** Begin **

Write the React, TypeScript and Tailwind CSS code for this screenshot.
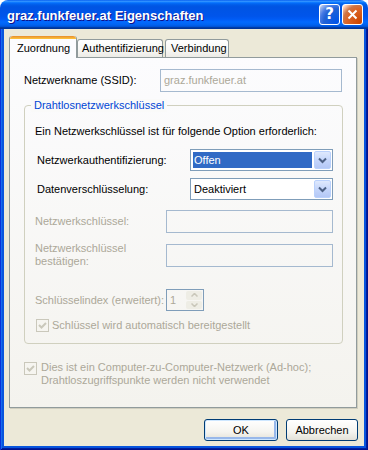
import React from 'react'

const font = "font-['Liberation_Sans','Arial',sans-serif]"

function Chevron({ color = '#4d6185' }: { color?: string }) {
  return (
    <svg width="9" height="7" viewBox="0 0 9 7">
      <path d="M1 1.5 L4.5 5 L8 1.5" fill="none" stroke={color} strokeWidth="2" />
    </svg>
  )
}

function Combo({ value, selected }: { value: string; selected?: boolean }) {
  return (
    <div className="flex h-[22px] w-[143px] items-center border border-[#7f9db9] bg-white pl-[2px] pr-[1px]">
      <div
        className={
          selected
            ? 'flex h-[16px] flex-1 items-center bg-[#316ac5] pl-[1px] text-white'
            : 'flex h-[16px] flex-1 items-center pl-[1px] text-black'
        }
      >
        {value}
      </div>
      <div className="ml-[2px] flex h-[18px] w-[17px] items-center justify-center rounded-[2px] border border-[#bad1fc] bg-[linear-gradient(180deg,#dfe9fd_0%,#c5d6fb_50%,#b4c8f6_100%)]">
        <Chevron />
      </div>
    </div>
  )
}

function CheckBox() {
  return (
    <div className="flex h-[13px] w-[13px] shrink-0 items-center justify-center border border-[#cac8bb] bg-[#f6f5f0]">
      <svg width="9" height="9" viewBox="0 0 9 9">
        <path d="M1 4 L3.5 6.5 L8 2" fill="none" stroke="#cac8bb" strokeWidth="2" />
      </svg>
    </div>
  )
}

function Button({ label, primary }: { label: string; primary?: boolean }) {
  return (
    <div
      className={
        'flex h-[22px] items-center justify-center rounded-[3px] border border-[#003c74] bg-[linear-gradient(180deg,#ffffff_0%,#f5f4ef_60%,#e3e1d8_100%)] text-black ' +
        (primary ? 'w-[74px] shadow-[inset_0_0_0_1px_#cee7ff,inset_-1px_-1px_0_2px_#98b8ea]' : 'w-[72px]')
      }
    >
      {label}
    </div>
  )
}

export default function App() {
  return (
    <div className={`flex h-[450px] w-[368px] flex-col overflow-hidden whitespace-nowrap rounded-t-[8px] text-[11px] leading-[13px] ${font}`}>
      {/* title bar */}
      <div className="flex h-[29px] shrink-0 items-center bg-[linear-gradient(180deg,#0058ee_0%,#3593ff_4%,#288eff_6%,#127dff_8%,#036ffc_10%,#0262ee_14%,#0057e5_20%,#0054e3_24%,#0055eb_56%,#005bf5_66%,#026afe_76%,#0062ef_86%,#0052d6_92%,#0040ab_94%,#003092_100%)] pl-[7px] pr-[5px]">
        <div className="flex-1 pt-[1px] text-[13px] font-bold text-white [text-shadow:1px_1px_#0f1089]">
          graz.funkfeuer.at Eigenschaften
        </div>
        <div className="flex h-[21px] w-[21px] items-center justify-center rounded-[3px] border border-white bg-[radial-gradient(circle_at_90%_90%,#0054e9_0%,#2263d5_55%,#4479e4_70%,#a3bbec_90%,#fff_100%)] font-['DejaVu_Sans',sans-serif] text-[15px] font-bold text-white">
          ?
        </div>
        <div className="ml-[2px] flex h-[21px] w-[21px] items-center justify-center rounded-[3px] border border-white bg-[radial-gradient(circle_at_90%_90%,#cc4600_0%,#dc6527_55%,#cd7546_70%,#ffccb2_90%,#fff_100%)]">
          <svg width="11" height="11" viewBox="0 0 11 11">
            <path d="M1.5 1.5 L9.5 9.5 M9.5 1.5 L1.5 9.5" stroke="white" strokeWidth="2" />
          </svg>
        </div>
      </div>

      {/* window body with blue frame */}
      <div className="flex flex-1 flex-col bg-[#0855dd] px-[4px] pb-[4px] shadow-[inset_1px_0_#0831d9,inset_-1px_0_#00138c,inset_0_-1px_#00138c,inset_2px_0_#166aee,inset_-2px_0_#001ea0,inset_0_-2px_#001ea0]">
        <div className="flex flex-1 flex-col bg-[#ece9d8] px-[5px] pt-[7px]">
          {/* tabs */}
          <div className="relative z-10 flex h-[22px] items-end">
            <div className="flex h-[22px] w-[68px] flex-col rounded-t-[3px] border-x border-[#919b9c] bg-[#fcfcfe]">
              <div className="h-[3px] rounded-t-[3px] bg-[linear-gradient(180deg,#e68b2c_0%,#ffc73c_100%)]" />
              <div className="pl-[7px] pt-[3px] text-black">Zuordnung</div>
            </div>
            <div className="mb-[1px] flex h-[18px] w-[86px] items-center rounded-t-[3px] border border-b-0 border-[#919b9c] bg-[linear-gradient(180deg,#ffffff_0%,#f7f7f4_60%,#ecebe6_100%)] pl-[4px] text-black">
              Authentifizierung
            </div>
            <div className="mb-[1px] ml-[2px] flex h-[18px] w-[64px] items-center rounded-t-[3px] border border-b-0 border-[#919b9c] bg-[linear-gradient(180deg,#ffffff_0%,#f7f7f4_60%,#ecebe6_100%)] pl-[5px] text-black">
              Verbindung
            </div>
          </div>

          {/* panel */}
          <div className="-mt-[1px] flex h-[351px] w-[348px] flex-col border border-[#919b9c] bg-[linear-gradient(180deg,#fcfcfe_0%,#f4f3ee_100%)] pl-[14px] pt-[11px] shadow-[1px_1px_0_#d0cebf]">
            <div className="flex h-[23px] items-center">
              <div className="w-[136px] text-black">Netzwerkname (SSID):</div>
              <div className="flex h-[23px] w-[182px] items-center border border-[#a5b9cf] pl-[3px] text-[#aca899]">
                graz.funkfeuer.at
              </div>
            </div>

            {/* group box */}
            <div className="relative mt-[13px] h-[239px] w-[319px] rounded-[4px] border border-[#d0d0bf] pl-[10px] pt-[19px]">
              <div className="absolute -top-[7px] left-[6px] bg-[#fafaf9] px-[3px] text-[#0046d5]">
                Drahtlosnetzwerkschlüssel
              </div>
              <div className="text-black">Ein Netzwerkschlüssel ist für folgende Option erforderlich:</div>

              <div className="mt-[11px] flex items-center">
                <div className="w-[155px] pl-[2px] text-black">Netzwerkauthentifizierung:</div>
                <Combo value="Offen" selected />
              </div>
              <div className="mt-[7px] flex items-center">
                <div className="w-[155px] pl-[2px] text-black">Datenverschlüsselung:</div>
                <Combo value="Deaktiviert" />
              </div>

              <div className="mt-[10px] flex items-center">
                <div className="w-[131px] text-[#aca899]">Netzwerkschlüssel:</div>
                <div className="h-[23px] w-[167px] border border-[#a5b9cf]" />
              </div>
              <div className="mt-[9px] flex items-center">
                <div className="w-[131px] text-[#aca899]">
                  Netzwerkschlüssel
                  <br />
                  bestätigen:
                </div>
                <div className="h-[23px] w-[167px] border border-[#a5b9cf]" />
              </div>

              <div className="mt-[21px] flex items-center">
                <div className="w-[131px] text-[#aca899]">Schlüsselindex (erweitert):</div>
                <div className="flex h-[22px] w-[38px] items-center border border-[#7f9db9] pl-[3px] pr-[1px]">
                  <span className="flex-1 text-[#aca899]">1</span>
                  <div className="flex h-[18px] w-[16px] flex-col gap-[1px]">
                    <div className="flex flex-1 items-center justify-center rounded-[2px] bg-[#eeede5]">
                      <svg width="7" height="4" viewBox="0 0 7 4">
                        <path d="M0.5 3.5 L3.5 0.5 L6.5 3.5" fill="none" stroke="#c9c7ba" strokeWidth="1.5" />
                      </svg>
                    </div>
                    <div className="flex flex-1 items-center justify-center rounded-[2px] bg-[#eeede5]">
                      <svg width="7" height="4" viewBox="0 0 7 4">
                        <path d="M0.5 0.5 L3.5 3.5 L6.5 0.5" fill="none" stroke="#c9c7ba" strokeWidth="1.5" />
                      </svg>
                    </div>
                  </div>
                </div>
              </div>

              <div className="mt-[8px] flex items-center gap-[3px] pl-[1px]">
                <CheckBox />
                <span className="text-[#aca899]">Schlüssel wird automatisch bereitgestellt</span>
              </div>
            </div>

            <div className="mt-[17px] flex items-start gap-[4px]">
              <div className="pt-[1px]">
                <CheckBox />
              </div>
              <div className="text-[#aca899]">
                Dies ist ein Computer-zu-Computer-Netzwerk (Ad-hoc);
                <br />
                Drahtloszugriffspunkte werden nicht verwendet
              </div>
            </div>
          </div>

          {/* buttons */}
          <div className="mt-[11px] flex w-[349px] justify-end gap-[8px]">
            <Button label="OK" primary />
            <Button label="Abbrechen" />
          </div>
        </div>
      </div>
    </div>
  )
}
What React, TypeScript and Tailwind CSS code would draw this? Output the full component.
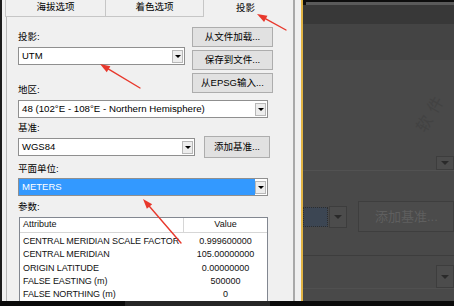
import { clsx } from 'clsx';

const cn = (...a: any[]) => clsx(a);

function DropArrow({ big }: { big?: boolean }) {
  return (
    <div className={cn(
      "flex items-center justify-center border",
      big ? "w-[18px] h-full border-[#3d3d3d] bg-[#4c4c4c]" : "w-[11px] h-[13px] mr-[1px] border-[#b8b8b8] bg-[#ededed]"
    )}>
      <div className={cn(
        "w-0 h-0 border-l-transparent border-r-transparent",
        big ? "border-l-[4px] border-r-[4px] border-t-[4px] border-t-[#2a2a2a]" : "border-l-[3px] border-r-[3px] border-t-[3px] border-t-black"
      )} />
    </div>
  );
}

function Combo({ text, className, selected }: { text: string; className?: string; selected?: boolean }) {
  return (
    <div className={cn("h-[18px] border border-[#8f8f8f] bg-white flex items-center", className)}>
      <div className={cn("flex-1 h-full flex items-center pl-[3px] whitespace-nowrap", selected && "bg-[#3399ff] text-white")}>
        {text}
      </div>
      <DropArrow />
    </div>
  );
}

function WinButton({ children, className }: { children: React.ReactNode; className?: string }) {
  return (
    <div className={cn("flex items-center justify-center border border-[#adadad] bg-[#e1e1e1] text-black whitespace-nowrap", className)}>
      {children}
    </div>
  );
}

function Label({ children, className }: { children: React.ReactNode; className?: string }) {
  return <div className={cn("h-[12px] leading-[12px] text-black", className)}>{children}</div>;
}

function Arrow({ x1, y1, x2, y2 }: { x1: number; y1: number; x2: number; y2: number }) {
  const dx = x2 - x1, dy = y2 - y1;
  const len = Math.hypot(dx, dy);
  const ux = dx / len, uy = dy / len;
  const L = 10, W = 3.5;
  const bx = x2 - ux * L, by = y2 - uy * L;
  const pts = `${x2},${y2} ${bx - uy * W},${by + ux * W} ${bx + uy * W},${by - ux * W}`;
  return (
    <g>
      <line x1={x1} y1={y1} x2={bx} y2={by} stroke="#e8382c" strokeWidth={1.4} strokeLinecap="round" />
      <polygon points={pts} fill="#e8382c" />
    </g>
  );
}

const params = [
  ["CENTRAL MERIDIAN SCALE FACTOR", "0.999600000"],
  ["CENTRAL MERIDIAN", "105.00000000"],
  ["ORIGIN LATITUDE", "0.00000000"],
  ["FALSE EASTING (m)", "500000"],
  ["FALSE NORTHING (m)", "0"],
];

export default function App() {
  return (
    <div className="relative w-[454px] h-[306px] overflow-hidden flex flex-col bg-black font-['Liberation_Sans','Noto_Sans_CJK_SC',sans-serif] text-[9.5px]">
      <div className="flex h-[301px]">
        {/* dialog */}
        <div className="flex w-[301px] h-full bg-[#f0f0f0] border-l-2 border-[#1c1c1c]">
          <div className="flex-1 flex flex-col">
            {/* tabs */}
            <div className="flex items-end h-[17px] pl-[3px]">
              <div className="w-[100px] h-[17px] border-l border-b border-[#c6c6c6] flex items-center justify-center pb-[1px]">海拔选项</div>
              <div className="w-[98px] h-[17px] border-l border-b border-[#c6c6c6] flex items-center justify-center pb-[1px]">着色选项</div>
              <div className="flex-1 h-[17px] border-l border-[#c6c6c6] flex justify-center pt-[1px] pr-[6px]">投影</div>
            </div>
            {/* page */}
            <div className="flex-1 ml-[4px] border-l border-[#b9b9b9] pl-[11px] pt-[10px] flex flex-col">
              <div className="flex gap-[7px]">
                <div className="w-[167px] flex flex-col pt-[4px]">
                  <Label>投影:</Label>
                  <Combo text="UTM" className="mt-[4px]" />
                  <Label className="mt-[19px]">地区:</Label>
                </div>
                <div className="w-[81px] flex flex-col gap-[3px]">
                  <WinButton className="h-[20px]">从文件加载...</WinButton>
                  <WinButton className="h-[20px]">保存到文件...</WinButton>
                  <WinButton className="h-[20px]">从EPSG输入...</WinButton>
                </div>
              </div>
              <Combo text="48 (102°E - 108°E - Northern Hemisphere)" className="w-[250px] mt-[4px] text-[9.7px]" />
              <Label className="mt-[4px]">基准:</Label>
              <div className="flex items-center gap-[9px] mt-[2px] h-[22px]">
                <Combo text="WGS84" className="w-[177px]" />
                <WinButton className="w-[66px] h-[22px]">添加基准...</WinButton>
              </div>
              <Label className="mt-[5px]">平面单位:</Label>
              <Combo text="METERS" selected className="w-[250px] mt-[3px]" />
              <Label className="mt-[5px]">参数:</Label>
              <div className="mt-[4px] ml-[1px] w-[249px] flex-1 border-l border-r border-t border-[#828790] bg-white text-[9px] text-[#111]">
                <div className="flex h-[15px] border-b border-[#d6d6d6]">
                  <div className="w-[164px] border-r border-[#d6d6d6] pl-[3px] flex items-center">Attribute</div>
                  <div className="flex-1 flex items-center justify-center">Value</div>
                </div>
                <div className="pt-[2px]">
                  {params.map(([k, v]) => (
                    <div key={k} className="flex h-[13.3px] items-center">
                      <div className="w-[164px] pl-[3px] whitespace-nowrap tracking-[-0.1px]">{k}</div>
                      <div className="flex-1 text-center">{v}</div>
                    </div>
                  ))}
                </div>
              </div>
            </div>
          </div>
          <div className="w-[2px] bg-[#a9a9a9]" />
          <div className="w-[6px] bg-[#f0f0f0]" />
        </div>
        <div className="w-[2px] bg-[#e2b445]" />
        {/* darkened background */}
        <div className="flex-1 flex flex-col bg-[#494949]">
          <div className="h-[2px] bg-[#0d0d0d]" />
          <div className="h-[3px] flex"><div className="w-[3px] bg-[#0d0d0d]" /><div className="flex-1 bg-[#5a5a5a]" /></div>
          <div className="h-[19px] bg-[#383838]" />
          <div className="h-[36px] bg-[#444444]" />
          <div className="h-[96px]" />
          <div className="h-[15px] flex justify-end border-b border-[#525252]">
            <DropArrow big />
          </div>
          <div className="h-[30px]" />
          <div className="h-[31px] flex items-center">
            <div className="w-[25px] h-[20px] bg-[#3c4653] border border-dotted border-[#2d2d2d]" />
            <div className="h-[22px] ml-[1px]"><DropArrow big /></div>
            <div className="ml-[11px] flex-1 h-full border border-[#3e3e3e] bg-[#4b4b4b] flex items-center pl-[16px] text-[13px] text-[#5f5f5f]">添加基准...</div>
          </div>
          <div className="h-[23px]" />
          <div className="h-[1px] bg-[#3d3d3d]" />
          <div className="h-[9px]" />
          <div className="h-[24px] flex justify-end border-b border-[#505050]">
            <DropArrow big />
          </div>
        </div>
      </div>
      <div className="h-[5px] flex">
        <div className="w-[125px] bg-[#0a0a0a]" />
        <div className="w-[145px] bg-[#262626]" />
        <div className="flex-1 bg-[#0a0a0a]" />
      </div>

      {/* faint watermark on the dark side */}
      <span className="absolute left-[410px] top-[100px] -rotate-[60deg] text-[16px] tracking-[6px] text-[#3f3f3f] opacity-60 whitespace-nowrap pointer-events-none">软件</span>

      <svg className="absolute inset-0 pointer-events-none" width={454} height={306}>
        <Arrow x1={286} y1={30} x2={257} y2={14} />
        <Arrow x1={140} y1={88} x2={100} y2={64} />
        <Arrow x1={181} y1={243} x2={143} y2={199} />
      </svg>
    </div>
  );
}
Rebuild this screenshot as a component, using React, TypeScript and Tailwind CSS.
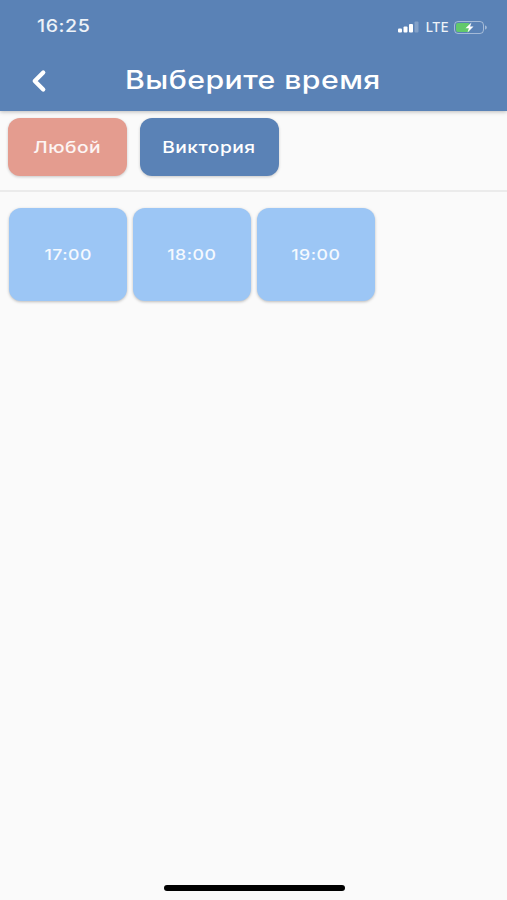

** End **

* [Written request] Retype, word for word, only the lines from the one containing "What React, TypeScript" through the one containing "const cn = (...a: any[]) => clsx(a);", both included, and leave out any pictures.

* [Solution to this task]
What React, TypeScript and Tailwind CSS code would draw this? Output the full component.
import { clsx } from 'clsx';

const cn = (...a: any[]) => clsx(a);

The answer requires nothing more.